ドイツ連邦リスクアセスメント研究所(BfR)からのノロウイルス関連情報
https://www.bfr.bund.de/


下痢や黄疸の原因となるウイルス感染から身を守るために
Keep diarrhoea and jaundice at bay
05.06.2020
https://www.bfr.bund.de/en/press_information/2020/20/keep_diarrhoea_and_jaundice_at_bay-247300.html

(食品安全情報2020年17号(2020/08/19)収載)


 “ウイルス”と聞くと、最近はほとんどの人がコロナウイルスを思い浮かべる。しかし、新型コロナウイルスが食品を介して伝播する可能性は考えにくく、現時点では証明されていない。その一方で、食品は疾患の原因となるその他のウイルスに汚染されている可能性がある。食品中に潜むこのような病原性ウイルスでは、ノロウイルス、ロタウイルス、A型肝炎ウイルス、E型肝炎ウイルスの4種類が主要なものとして挙げられる。2020年6月7日の世界食品安全デーに際し、ドイツ連邦リスクアセスメント研究所(BfR)は、これらの病原性ウイルスから身を守る方法を消費者に紹介する。BfRのHensel所長は、台所での簡単な衛生規範を守ることで感染リスクをかなり低減できると述べている。

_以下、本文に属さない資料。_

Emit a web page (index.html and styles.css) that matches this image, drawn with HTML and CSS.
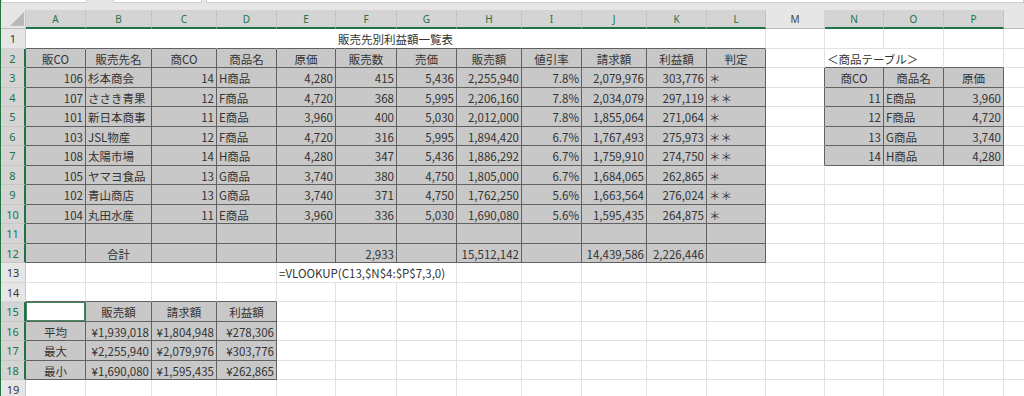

 食品中に最も一般的に見られるこれら4種類のウイルスの概要は以下の通りである。

・ノロウイルス

 ノロウイルスは、ヒトの胃腸疾患の原因となり、下痢や嘔吐の症状を伴う可能性がある。ヒトからヒトへの直接感染や汚染表面を介した伝播に加え、レタス、果物、水産食品などの生の食品を介してヒトへの感染が広がることが多い。ノロウイルスは低温による影響を受けないため、冷凍ベリー中にも生残している可能性がある。2019年にロベルト・コッホ研究所(RKI)に報告されたドイツのノロウイルス感染患者数(食品由来感染を含む)は、計78,679人であった。

・ロタウイルス

 ロタウイルスもヒトの胃腸疾患の原因となり、下痢、嘔吐および腹痛の症状を引き起こす。低年齢小児では特にリスクが懸念される。食品を介してヒトに伝播することもまれにある。2019年にRKIに報告されたロタウイルス感染患者数は計36,876人であった。

・A型肝炎ウイルス

 A型肝炎ウイルスはヒトの急性肝炎(感染性黄疸)の原因となり得る。A型肝炎ウイルス感染は国外旅行時の汚染食品や飲用水の喫食・喫飲により最も多く発生するが、輸入食品を介して感染が起こる場合もある。2019年にRKIに報告されたA型肝炎患者数は計873人であった。

・E型肝炎ウイルス

 E型肝炎ウイルス感染の症状は、A型肝炎ウイルス感染と類似した肝臓の炎症である。家畜のブタおよびイノシシ由来の加熱不十分な食品を介して伝播することが多い。これらの動物はE型肝炎ウイルスに感染している場合でも症状がみられないことがある。その場合、動物由来食品のE型肝炎ウイルス汚染は通常は食品表面ではなく既に内部に存在している。2019年にRKIに報告されたE型肝炎患者数は計3,725人であった。


 ほとんどの食品由来病原体は熱に感受性であるため、食品は70℃以上で2分以上加熱すべきである。冷凍ベリー類も喫食前に十分に加熱することが望ましい。サラダや果物など生で喫食する食品は十分に洗浄すべきである。病原体の交差汚染を防ぐため、生の食品(生肉など)とready-to-eat(そのまま喫食可能な)食品(レタスなど)との接触は避けるべきである。

 ドイツでは、2019年末に、新たに食品由来ウイルスのための国立リファレンス検査機関がBfRに設立された。食品由来ウイルスは通常は検出が難しいが、この新しい検査機関では、これらのウイルスの研究や検出を行い、各州の食品規制当局に助言を行っている。